THE WARMTH OF OTHER SUNS: THE EPIC STORY OF AMERICA’S GREAT MIGRATION
by Isabel Wilkerson
“In ‘The Warmth of Other Suns,’ Pulitzer Prize–winning author Isabel Wilkerson chronicles one of the great untold stories of American history: the decades-long migration of Black citizens who fled the South for northern and western cities, in search of a better life.”

Use this month as a springboard opportunity to learn more about yourself and the part race plays in all aspects of our shared lives.

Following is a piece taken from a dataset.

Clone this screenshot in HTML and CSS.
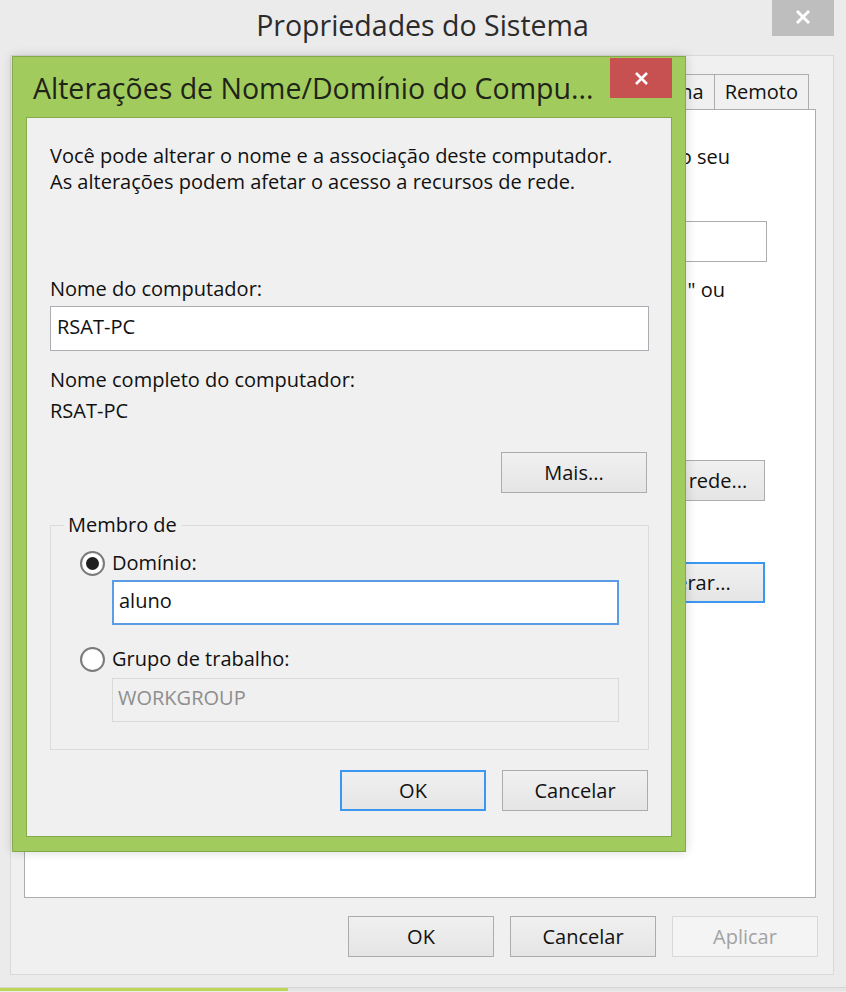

Make virtual visits to local historical societies, church cemeteries, genealogical libraries, history museums, university campuses, and historical markers to learn more about little-known, unknown, or unnamed African Americans.
A virtual tour of Washington, D. C. is filled with visual reminders of enslaved workers’ impact on our nation’s capital. Laid in February 2012, the Slave Labor Commemorative Marker is overdue recognition of their contribution. The sandstone marker’s inscription reads:
“THIS SANDSTONE WAS ORIGINALLY PART OF THE UNITED STATES CAPITOL’S EAST FRONT, CONSTRUCTED IN 18-24-1826. IT WAS QUARRIED BY LABORERS, INCLUDING ENSLAVED AFRICAN AMERICANS, AND COMMEMORATES THEIR IMPORTANT ROLE IN BUILDING THE CAPITOL.”
The hands of the unknown and unnamed built the very heart of America. Let us remember them and the everyday people, how their actions to realize hopes and dreams for their present and their children’s future were the building blocks of our shared history.
What we do today is the history of tomorrow. Let this truth spur us to learn about our shared past and the hands that made it. The past is not simply the past, but also the present.
The past is as present as you and I.